### [STORED DATA]
• • • • •

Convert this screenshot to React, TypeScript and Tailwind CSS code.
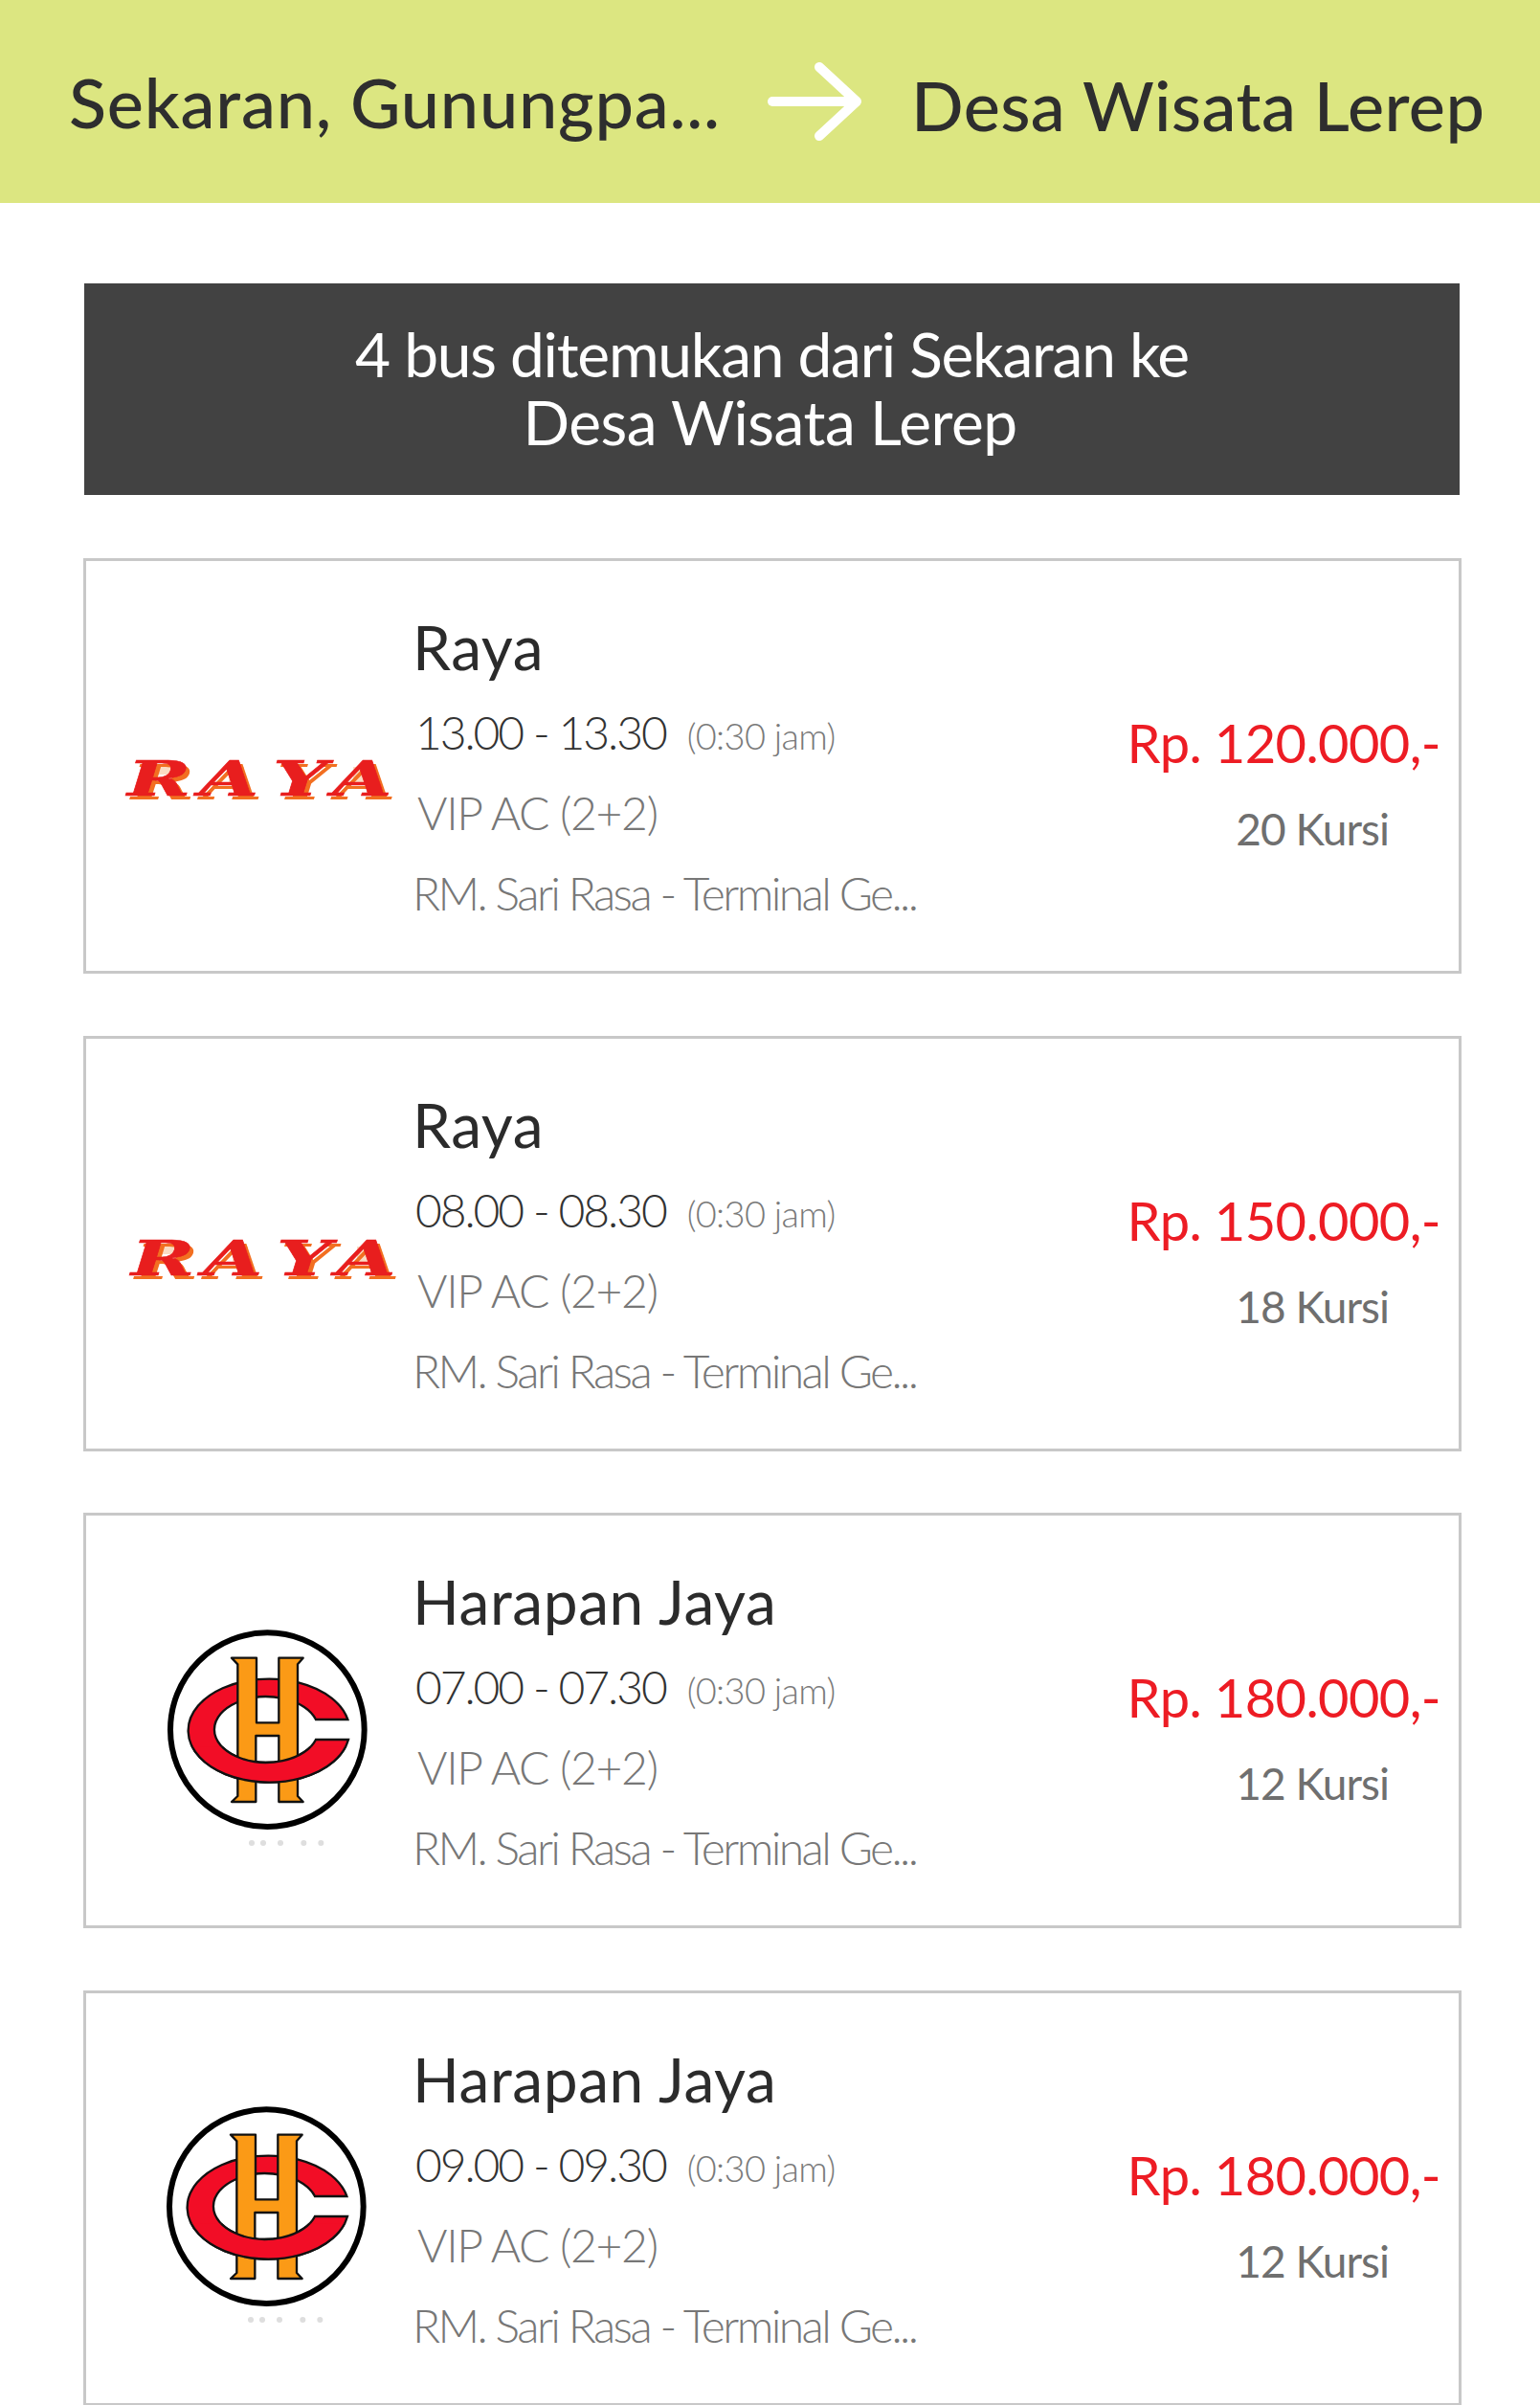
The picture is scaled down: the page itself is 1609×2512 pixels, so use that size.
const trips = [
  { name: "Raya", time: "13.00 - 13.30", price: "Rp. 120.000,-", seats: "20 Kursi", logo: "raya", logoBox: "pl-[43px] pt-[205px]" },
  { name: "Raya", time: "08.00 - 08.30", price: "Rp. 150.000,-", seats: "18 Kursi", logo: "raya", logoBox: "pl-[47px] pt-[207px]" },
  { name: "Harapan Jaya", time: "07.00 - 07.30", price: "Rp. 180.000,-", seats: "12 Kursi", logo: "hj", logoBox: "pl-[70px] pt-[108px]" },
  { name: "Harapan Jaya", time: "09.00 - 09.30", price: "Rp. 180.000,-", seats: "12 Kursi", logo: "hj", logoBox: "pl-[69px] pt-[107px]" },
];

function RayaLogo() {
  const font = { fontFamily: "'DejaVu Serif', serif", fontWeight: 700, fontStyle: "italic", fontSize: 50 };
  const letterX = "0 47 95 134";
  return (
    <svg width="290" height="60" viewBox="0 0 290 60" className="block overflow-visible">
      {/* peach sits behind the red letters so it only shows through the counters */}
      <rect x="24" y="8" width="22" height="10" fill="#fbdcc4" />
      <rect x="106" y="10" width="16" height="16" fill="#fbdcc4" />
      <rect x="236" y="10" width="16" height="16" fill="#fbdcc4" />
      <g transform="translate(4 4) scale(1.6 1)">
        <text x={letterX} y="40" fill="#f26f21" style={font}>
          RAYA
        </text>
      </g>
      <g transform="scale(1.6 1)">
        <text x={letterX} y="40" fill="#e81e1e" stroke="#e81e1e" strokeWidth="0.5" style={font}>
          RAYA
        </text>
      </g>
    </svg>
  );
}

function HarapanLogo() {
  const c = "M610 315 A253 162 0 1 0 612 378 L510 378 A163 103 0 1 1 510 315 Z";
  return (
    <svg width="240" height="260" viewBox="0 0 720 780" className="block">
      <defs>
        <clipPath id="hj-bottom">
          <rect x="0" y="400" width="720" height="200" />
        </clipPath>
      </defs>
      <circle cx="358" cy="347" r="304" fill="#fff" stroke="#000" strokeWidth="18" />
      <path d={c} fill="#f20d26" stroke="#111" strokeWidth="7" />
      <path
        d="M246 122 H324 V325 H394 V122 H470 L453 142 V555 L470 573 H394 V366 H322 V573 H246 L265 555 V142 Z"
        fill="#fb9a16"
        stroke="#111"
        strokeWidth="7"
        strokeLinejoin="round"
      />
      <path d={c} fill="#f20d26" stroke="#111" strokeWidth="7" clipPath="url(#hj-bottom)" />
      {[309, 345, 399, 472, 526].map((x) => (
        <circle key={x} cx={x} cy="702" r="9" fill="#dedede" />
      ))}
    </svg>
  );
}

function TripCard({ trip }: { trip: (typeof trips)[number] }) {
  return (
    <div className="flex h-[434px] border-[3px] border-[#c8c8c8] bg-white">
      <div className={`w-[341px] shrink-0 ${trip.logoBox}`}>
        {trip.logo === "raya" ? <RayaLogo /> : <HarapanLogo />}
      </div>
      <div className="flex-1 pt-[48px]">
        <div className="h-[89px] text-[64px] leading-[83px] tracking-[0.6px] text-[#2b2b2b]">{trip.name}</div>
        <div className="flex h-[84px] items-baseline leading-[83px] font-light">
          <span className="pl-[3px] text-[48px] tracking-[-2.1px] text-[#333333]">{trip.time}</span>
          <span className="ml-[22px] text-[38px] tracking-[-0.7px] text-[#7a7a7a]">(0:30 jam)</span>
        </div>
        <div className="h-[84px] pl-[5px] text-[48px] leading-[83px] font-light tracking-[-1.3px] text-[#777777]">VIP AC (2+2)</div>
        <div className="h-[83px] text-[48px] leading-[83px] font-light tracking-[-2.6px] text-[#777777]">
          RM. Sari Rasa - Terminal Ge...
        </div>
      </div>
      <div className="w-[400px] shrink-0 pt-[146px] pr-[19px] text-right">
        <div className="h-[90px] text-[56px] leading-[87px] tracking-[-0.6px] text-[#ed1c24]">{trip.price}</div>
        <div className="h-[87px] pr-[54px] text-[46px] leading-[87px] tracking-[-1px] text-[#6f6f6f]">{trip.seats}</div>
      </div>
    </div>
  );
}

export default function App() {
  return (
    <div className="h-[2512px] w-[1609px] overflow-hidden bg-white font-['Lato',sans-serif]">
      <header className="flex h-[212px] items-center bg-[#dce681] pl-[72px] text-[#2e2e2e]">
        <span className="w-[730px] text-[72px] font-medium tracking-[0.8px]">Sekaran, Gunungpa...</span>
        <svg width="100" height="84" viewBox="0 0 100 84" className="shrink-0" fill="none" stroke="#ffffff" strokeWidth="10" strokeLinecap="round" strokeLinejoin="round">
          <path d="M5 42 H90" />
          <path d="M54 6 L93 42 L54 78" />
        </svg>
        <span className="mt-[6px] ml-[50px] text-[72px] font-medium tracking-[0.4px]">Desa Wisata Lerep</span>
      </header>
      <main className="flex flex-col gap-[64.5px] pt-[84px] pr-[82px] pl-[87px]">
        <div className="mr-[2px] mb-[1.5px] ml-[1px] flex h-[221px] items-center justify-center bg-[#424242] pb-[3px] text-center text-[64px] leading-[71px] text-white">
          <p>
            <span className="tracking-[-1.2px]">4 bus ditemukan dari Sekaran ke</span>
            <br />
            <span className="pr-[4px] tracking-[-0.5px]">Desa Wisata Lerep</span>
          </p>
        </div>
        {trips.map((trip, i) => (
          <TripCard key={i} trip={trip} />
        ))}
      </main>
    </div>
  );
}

• • • • •

### [TASK PROMPT]
Except for the pictures, print the data above exactly.

### [FULL ANSWER]
Convert this screenshot to React, TypeScript and Tailwind CSS code.
The picture is scaled down: the page itself is 1609×2512 pixels, so use that size.
const trips = [
  { name: "Raya", time: "13.00 - 13.30", price: "Rp. 120.000,-", seats: "20 Kursi", logo: "raya", logoBox: "pl-[43px] pt-[205px]" },
  { name: "Raya", time: "08.00 - 08.30", price: "Rp. 150.000,-", seats: "18 Kursi", logo: "raya", logoBox: "pl-[47px] pt-[207px]" },
  { name: "Harapan Jaya", time: "07.00 - 07.30", price: "Rp. 180.000,-", seats: "12 Kursi", logo: "hj", logoBox: "pl-[70px] pt-[108px]" },
  { name: "Harapan Jaya", time: "09.00 - 09.30", price: "Rp. 180.000,-", seats: "12 Kursi", logo: "hj", logoBox: "pl-[69px] pt-[107px]" },
];

function RayaLogo() {
  const font = { fontFamily: "'DejaVu Serif', serif", fontWeight: 700, fontStyle: "italic", fontSize: 50 };
  const letterX = "0 47 95 134";
  return (
    <svg width="290" height="60" viewBox="0 0 290 60" className="block overflow-visible">
      {/* peach sits behind the red letters so it only shows through the counters */}
      <rect x="24" y="8" width="22" height="10" fill="#fbdcc4" />
      <rect x="106" y="10" width="16" height="16" fill="#fbdcc4" />
      <rect x="236" y="10" width="16" height="16" fill="#fbdcc4" />
      <g transform="translate(4 4) scale(1.6 1)">
        <text x={letterX} y="40" fill="#f26f21" style={font}>
          RAYA
        </text>
      </g>
      <g transform="scale(1.6 1)">
        <text x={letterX} y="40" fill="#e81e1e" stroke="#e81e1e" strokeWidth="0.5" style={font}>
          RAYA
        </text>
      </g>
    </svg>
  );
}

function HarapanLogo() {
  const c = "M610 315 A253 162 0 1 0 612 378 L510 378 A163 103 0 1 1 510 315 Z";
  return (
    <svg width="240" height="260" viewBox="0 0 720 780" className="block">
      <defs>
        <clipPath id="hj-bottom">
          <rect x="0" y="400" width="720" height="200" />
        </clipPath>
      </defs>
      <circle cx="358" cy="347" r="304" fill="#fff" stroke="#000" strokeWidth="18" />
      <path d={c} fill="#f20d26" stroke="#111" strokeWidth="7" />
      <path
        d="M246 122 H324 V325 H394 V122 H470 L453 142 V555 L470 573 H394 V366 H322 V573 H246 L265 555 V142 Z"
        fill="#fb9a16"
        stroke="#111"
        strokeWidth="7"
        strokeLinejoin="round"
      />
      <path d={c} fill="#f20d26" stroke="#111" strokeWidth="7" clipPath="url(#hj-bottom)" />
      {[309, 345, 399, 472, 526].map((x) => (
        <circle key={x} cx={x} cy="702" r="9" fill="#dedede" />
      ))}
    </svg>
  );
}

function TripCard({ trip }: { trip: (typeof trips)[number] }) {
  return (
    <div className="flex h-[434px] border-[3px] border-[#c8c8c8] bg-white">
      <div className={`w-[341px] shrink-0 ${trip.logoBox}`}>
        {trip.logo === "raya" ? <RayaLogo /> : <HarapanLogo />}
      </div>
      <div className="flex-1 pt-[48px]">
        <div className="h-[89px] text-[64px] leading-[83px] tracking-[0.6px] text-[#2b2b2b]">{trip.name}</div>
        <div className="flex h-[84px] items-baseline leading-[83px] font-light">
          <span className="pl-[3px] text-[48px] tracking-[-2.1px] text-[#333333]">{trip.time}</span>
          <span className="ml-[22px] text-[38px] tracking-[-0.7px] text-[#7a7a7a]">(0:30 jam)</span>
        </div>
        <div className="h-[84px] pl-[5px] text-[48px] leading-[83px] font-light tracking-[-1.3px] text-[#777777]">VIP AC (2+2)</div>
        <div className="h-[83px] text-[48px] leading-[83px] font-light tracking-[-2.6px] text-[#777777]">
          RM. Sari Rasa - Terminal Ge...
        </div>
      </div>
      <div className="w-[400px] shrink-0 pt-[146px] pr-[19px] text-right">
        <div className="h-[90px] text-[56px] leading-[87px] tracking-[-0.6px] text-[#ed1c24]">{trip.price}</div>
        <div className="h-[87px] pr-[54px] text-[46px] leading-[87px] tracking-[-1px] text-[#6f6f6f]">{trip.seats}</div>
      </div>
    </div>
  );
}

export default function App() {
  return (
    <div className="h-[2512px] w-[1609px] overflow-hidden bg-white font-['Lato',sans-serif]">
      <header className="flex h-[212px] items-center bg-[#dce681] pl-[72px] text-[#2e2e2e]">
        <span className="w-[730px] text-[72px] font-medium tracking-[0.8px]">Sekaran, Gunungpa...</span>
        <svg width="100" height="84" viewBox="0 0 100 84" className="shrink-0" fill="none" stroke="#ffffff" strokeWidth="10" strokeLinecap="round" strokeLinejoin="round">
          <path d="M5 42 H90" />
          <path d="M54 6 L93 42 L54 78" />
        </svg>
        <span className="mt-[6px] ml-[50px] text-[72px] font-medium tracking-[0.4px]">Desa Wisata Lerep</span>
      </header>
      <main className="flex flex-col gap-[64.5px] pt-[84px] pr-[82px] pl-[87px]">
        <div className="mr-[2px] mb-[1.5px] ml-[1px] flex h-[221px] items-center justify-center bg-[#424242] pb-[3px] text-center text-[64px] leading-[71px] text-white">
          <p>
            <span className="tracking-[-1.2px]">4 bus ditemukan dari Sekaran ke</span>
            <br />
            <span className="pr-[4px] tracking-[-0.5px]">Desa Wisata Lerep</span>
          </p>
        </div>
        {trips.map((trip, i) => (
          <TripCard key={i} trip={trip} />
        ))}
      </main>
    </div>
  );
}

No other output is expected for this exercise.